Than makes a deal with Hades and goes as a mortal to the Upperworld to try and win Therese's heart, but not all the gods are happy. Some give her gifts. Others try to kill her.

The deal requires Therese to avenge the death of her parents. With the help of Than’s fierce and exotic sisters, the Furies, she finds herself in an arena face to face with the murderer, and only one will survive.

The Gatekeeper’s Sons by Eva Pohler is the third book in the Spark bundle. I was pleasantly surprised by the Greek mythology theme. I don’t think there are enough books that use deities of old, whether they are Greek, Norse or another mythology. It only takes a short to figure out that the sons of the gatekeeper are Morpheus and Thanatos, and Hades is the gatekeeper. This story focuses on an unlikely hero, Death.

This book is only slightly longer than the second book, Starstruck, but a quarter in, I had the feeling that I had read more than that whole book. I feel that there’s a lot of unnecessary information and the ‘show, don’t tell’ rule is broken more than once. But there are more reasons that the suspension of disbelief was broken.

I didn’t feel Therese was as real as she could’ve been. She’s fifteen, but it feels as if she deals with the problems she faces as an adult. The death of her parents seems trivial. She falls in love with the god of Death and death doesn’t scare her since her parents died. But I don’t see her growth. Her feelings for Than don’t grow either. They’re there, suddenly. In Than’s chapters, you hear her doubts and insecurities, but her attraction isn’t explained. Is it his divine power that makes him so attractive? If so, why aren’t other women going wild for him?

Hades does say something interesting, something most people don’t realise. He talks about the beauty of mortality.
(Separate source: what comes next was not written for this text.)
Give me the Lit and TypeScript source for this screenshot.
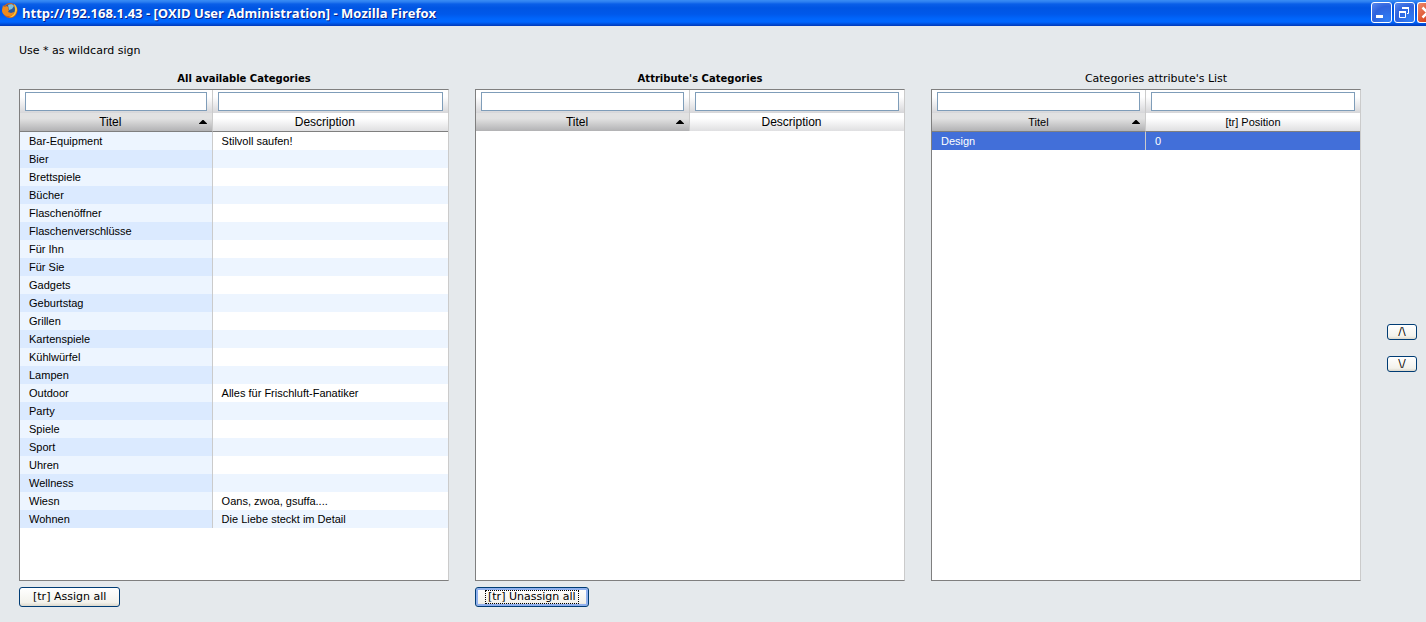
import { LitElement, html, css, svg, nothing } from "lit";
import { customElement, property } from "lit/decorators.js";

interface PanelRow {
  title: string;
  text: string;
  selected?: boolean;
}

const AVAILABLE: PanelRow[] = [
  { title: "Bar-Equipment", text: "Stilvoll saufen!" },
  { title: "Bier", text: "" },
  { title: "Brettspiele", text: "" },
  { title: "Bücher", text: "" },
  { title: "Flaschenöffner", text: "" },
  { title: "Flaschenverschlüsse", text: "" },
  { title: "Für Ihn", text: "" },
  { title: "Für Sie", text: "" },
  { title: "Gadgets", text: "" },
  { title: "Geburtstag", text: "" },
  { title: "Grillen", text: "" },
  { title: "Kartenspiele", text: "" },
  { title: "Kühlwürfel", text: "" },
  { title: "Lampen", text: "" },
  { title: "Outdoor", text: "Alles für Frischluft-Fanatiker" },
  { title: "Party", text: "" },
  { title: "Spiele", text: "" },
  { title: "Sport", text: "" },
  { title: "Uhren", text: "" },
  { title: "Wellness", text: "" },
  { title: "Wiesn", text: "Oans, zwoa, gsuffa...." },
  { title: "Wohnen", text: "Die Liebe steckt im Detail" },
];

const ORDERED: PanelRow[] = [{ title: "Design", text: "0", selected: true }];

@customElement("title-bar")
export class TitleBar extends LitElement {
  static styles = css`
    :host {
      display: flex;
      height: 26px;
      box-sizing: border-box;
      padding: 2px 0 0 2px;
      gap: 4px;
      background: linear-gradient(#3a8df5 0, #2a7df0 2px, #0a5fe8 4px, #0055e3 8px, #0058ea 14px, #0066fc 19px, #0066ff 22px, #0050dc 24px, #0038b8 26px);
      color: #fff;
    }
    .logo {
      width: 16px;
      height: 17px;
      flex: none;
    }
    .caption {
      flex: 1;
      margin: 0;
      font: bold 13px/22px "Open Sans", sans-serif;
      text-shadow: 1px 1px 0 #0a1f88;
      white-space: nowrap;
    }
    .controls {
      display: flex;
      gap: 2px;
    }
    .control {
      width: 21px;
      height: 21px;
      padding: 0;
      box-sizing: border-box;
      border: 1px solid #fff;
      border-radius: 3px;
      background: radial-gradient(circle at 80% 90%, #2f7df5, #2f63dd 60%, #5b8af0);
      overflow: hidden;
    }
    .close {
      width: 9px;
      border-right: 0;
      border-radius: 3px 0 0 3px;
      background: linear-gradient(135deg, #ee8a6c, #d8431c);
    }
    .glyph {
      display: block;
      width: 19px;
      height: 19px;
    }
  `;

  render() {
    return html`
      <svg class="logo" viewBox="0 0 16 17" aria-hidden="true">
        <circle cx="8" cy="8.500" r="7.500" fill="#d9620f" />
        <circle cx="8" cy="7.500" r="5.500" fill="#2c5a9c" />
        <path d="M6 3c2-1 5-1 6 1l-2 3-3 1z" fill="#7fc0dd" />
        <path d="M1 3l1 2 3-1 2 2-1 1 1 1-1 2 3 1 3-1c0 3-2 4-5 4-4 0-7-2-7-6z" fill="#ee8a1c" />
        <path d="M12 2c3 2 4 6 2 9-1 3-4 5-7 4 4-1 6-4 6-8z" fill="#fbc43a" />
      </svg>
      <h1 class="caption">http://192.168.1.43 - [OXID User Administration] - Mozilla Firefox</h1>
      <div class="controls">
        <button class="control" aria-label="Minimize">
          <svg class="glyph" viewBox="0 0 19 19"><path d="M4 12h7v3H4z" fill="#fff" /></svg>
        </button>
        <button class="control" aria-label="Restore">
          <svg class="glyph" viewBox="0 0 19 19" fill="none" stroke="#fff">
            <path d="M7.500 6V4.500h6v6H12M4.500 8.500h6v6h-6z" />
            <path d="M7 5h7M4 9h7" stroke-width="2" />
          </svg>
        </button>
        <button class="control close" aria-label="Close">
          <svg class="glyph" viewBox="0 0 19 19"><path d="M4.500 4.500l10 10m0-10l-10 10" stroke="#fff" stroke-width="2.500" /></svg>
        </button>
      </div>
    `;
  }
}

@customElement("category-panel")
export class CategoryPanel extends LitElement {
  @property() second = "Description";
  @property() layout: "striped" | "even" = "even";
  @property({ type: Boolean }) small = false;
  @property({ attribute: false }) rows: PanelRow[] = [];

  static styles = css`
    :host {
      display: block;
      flex: 1;
      box-sizing: border-box;
      border: 1px solid #7f7f7f;
      border-right-color: #cbcbcb;
      background: #fff;
      color: #000;
      font: 11px/18px "Liberation Sans", Arial, sans-serif;
    }
    .grid {
      width: 100%;
      table-layout: fixed;
      border-collapse: separate;
      border-spacing: 0;
    }
    .first {
      width: 50%;
    }
    .striped .first {
      width: 45%;
    }
    th,
    td {
      padding: 0;
      font-weight: normal;
      text-align: left;
    }
    th:first-child,
    td:first-child {
      border-right: 1px solid #cbcbcb;
    }
    .filter {
      height: 23px;
      box-sizing: border-box;
      padding: 2px 5px;
      background: linear-gradient(#fff 30%, #d6d6d9);
    }
    .query {
      display: block;
      width: 100%;
      height: 19px;
      box-sizing: border-box;
      border: 1px solid #7f9db9;
      background: #fff;
      padding: 0 4px;
      font: inherit;
    }
    .sort {
      display: flex;
      align-items: center;
      width: 100%;
      height: 18px;
      padding: 0 5px 0 2px;
      border: 0;
      background: linear-gradient(#fff 30%, #dfdfe1);
      color: inherit;
      font: 12px/18px "Liberation Sans", Arial, sans-serif;
    }
    .small .sort {
      padding-left: 13px;
      font-size: 11px;
    }
    .sort.sorted {
      background: linear-gradient(#e2e2e2 30%, #b2b2b4);
    }
    .label {
      flex: 1;
      text-align: center;
    }
    .arrow {
      width: 8px;
      height: 4px;
    }
    .filled .heading {
      border-bottom: 1px solid #7f7f7f;
    }
    td {
      height: 18px;
      padding: 0 9px;
      white-space: nowrap;
    }
    tbody tr:nth-child(even) td,
    td:first-child {
      background: #edf5ff;
    }
    tbody tr:nth-child(even) td:first-child {
      background: #dbeaff;
    }
    tbody .selected td,
    tbody .selected td:first-child {
      background: #426fd9;
      color: #fff;
    }
  `;

  private heading(label: string, sorted: boolean) {
    return html`
      <th class="heading" scope="col" aria-sort=${sorted ? "ascending" : "none"}>
        <button class="sort ${sorted ? "sorted" : ""}">
          <span class="label">${label}</span>
          <svg class="arrow" viewBox="0 0 8 4" aria-hidden="true">
            ${sorted ? svg`<path d="M3.500 0h1L8 3.500V4H0v-.5z" fill="#000" />` : nothing}
          </svg>
        </button>
      </th>
    `;
  }

  render() {
    const classes = `grid ${this.layout} ${this.small ? "small" : ""} ${this.rows.length ? "filled" : ""}`;
    return html`
      <table class=${classes}>
        <colgroup>
          <col class="first" />
          <col />
        </colgroup>
        <thead>
          <tr>
            <th class="filter"><input class="query" type="text" aria-label="Titel" /></th>
            <th class="filter"><input class="query" type="text" aria-label=${this.second} /></th>
          </tr>
          <tr>
            ${this.heading("Titel", true)} ${this.heading(this.second, false)}
          </tr>
        </thead>
        <tbody>
          ${this.rows.map(
            (row) => html`
              <tr class=${row.selected ? "selected" : ""}>
                <td>${row.title}</td>
                <td>${row.text}</td>
              </tr>
            `
          )}
        </tbody>
      </table>
    `;
  }
}

@customElement("app-root")
export class AppRoot extends LitElement {
  static styles = css`
    :host {
      display: flex;
      flex-direction: column;
      min-height: 100vh;
      background: #e5e9ec;
      color: #000;
      font: 11px/16px "DejaVu Sans", Verdana, sans-serif;
    }
    .page {
      flex: 1;
      display: flex;
      flex-direction: column;
      gap: 12px;
      padding: 17px 9px 15px 19px;
    }
    .hint {
      margin: 0;
    }
    .columns {
      flex: 1;
      display: grid;
      grid-template-columns: repeat(3, minmax(0, 1fr)) 30px;
      gap: 26px;
    }
    .column {
      display: flex;
      flex-direction: column;
    }
    .name {
      margin: 0 0 2px;
      padding-left: 20px;
      font: inherit;
      text-align: center;
    }
    .bold {
      font-size: 10px;
      font-weight: bold;
    }
    .actions {
      display: flex;
      height: 20px;
      margin-top: 6px;
    }
    .move {
      display: flex;
      flex-direction: column;
      justify-content: center;
      gap: 16px;
      padding-top: 17px;
    }
    .button {
      height: 20px;
      padding: 0 13px;
      border: 1px solid #003c74;
      border-radius: 3px;
      background: linear-gradient(#fff, #f3f2ec 80%, #dcd8cc);
      color: #000;
      font: inherit;
      white-space: nowrap;
    }
    .arrow {
      height: 16px;
      padding: 0;
      line-height: 14px;
    }
    .focused {
      padding: 0 9px;
      box-shadow: inset 0 0 0 2px #8fb0ee;
    }
    .dotted {
      display: block;
      padding: 0 2px;
      border: 1px dotted #000;
      line-height: 12px;
    }
  `;

  render() {
    return html`
      <title-bar></title-bar>
      <main class="page">
        <p class="hint">Use * as wildcard sign</p>
        <div class="columns">
          <section class="column">
            <h2 class="name bold">All available Categories</h2>
            <category-panel layout="striped" .rows=${AVAILABLE}></category-panel>
            <div class="actions"><button class="button">[tr] Assign all</button></div>
          </section>
          <section class="column">
            <h2 class="name bold">Attribute's Categories</h2>
            <category-panel></category-panel>
            <div class="actions">
              <button class="button focused"><span class="dotted">[tr] Unassign all</span></button>
            </div>
          </section>
          <section class="column">
            <h2 class="name">Categories attribute's List</h2>
            <category-panel second="[tr] Position" small .rows=${ORDERED}></category-panel>
            <div class="actions"></div>
          </section>
          <div class="move">
            <button class="button arrow" aria-label="Move up">/\\</button>
            <button class="button arrow" aria-label="Move down">\\/</button>
          </div>
        </div>
      </main>
    `;
  }
}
“The advantage of mortality is clear to us, but not to them, and that is why those left behind suffer. They miss the company of their loved ones, but it is the feeling that the deceased no longer exist that hurts the most. This is the cost mortals must pay. Let me put it to you this way: Mortality is better than immortality, but only the immortal have the ability to see this, and there lies both the irony and the cost of human happiness.”
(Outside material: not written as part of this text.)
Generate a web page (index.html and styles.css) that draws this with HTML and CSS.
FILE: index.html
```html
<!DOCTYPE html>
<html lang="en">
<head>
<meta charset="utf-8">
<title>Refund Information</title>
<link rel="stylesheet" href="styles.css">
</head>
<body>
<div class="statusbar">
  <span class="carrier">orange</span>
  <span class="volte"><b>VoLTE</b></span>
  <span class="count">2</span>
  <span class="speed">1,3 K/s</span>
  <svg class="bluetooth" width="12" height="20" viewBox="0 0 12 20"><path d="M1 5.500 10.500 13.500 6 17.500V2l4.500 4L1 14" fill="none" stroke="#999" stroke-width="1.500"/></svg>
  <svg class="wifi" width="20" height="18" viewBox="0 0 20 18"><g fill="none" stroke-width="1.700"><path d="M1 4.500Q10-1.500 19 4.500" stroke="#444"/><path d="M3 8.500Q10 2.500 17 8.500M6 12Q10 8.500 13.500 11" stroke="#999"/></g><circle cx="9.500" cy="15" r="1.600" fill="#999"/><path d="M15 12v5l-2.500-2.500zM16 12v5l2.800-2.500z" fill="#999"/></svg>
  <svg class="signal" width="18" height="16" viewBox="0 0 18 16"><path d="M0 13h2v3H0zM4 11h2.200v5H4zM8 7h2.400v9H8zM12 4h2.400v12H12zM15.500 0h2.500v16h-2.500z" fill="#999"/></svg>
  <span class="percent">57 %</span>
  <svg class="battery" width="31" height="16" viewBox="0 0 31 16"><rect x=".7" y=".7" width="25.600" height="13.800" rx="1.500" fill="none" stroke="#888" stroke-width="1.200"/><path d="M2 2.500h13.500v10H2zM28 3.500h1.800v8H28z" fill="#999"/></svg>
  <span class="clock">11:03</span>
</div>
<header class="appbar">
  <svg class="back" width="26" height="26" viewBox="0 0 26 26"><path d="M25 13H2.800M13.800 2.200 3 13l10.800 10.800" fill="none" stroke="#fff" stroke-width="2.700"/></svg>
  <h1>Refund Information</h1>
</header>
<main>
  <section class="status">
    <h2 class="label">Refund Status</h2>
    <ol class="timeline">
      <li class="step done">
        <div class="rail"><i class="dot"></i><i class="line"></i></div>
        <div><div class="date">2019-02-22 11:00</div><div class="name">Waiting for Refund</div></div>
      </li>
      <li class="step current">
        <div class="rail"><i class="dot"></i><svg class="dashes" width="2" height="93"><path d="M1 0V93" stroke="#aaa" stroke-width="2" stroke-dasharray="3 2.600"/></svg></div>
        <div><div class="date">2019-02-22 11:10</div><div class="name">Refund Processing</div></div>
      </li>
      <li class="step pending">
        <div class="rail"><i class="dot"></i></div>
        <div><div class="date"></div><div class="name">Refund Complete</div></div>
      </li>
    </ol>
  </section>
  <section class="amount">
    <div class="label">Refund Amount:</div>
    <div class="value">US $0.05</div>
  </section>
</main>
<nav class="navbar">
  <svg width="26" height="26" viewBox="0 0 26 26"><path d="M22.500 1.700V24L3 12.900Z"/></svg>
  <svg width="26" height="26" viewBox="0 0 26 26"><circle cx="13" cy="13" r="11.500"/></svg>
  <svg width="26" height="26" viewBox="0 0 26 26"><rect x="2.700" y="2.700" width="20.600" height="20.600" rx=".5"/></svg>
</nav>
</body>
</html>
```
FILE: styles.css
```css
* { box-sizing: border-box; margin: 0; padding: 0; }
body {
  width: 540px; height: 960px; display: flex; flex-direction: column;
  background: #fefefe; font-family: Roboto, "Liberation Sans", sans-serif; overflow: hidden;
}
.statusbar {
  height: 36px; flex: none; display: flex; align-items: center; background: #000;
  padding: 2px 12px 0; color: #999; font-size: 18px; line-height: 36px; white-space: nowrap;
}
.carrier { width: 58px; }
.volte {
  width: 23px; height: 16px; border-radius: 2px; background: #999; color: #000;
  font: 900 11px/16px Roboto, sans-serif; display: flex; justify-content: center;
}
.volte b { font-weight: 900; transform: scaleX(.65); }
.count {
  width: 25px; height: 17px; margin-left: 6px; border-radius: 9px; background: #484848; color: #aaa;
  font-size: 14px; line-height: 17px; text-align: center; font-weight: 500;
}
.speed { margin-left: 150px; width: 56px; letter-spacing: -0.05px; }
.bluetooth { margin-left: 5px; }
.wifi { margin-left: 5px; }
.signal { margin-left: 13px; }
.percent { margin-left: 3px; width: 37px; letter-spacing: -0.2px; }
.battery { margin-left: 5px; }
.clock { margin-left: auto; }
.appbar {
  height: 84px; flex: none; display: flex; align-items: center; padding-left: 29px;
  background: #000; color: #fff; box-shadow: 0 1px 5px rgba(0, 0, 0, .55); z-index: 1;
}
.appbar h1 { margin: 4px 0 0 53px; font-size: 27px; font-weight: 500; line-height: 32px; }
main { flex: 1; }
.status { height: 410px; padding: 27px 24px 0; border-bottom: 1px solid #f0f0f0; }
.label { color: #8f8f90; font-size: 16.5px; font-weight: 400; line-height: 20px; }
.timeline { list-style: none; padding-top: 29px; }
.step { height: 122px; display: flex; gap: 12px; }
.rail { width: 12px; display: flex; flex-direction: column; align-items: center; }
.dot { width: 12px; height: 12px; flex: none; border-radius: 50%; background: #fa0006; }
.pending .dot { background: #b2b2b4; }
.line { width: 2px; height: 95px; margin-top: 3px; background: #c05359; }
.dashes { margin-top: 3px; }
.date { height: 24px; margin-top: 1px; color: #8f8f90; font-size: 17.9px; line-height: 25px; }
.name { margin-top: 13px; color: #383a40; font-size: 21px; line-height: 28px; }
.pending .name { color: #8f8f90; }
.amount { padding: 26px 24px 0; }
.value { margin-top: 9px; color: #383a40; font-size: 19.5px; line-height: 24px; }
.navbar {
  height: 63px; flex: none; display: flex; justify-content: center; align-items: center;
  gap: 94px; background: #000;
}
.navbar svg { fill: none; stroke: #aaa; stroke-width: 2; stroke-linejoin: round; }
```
This quote made me think. It’s a strong theme that could’ve made the story better if Therese saw this as well. But her mind is only focused on being with Than and keeping the people she loves, save. She doesn’t consider what those people will think if she becomes Death’s bride and she leaves them.

2,5 stars. I wanted this to be a good book, but the writing makes it impossible for me to rate higher than this. I liked the story, I didn’t like the execution. It’s stylistically not for me, although I can understand that some people might enjoy it. I doubt I’ll read the rest of the series.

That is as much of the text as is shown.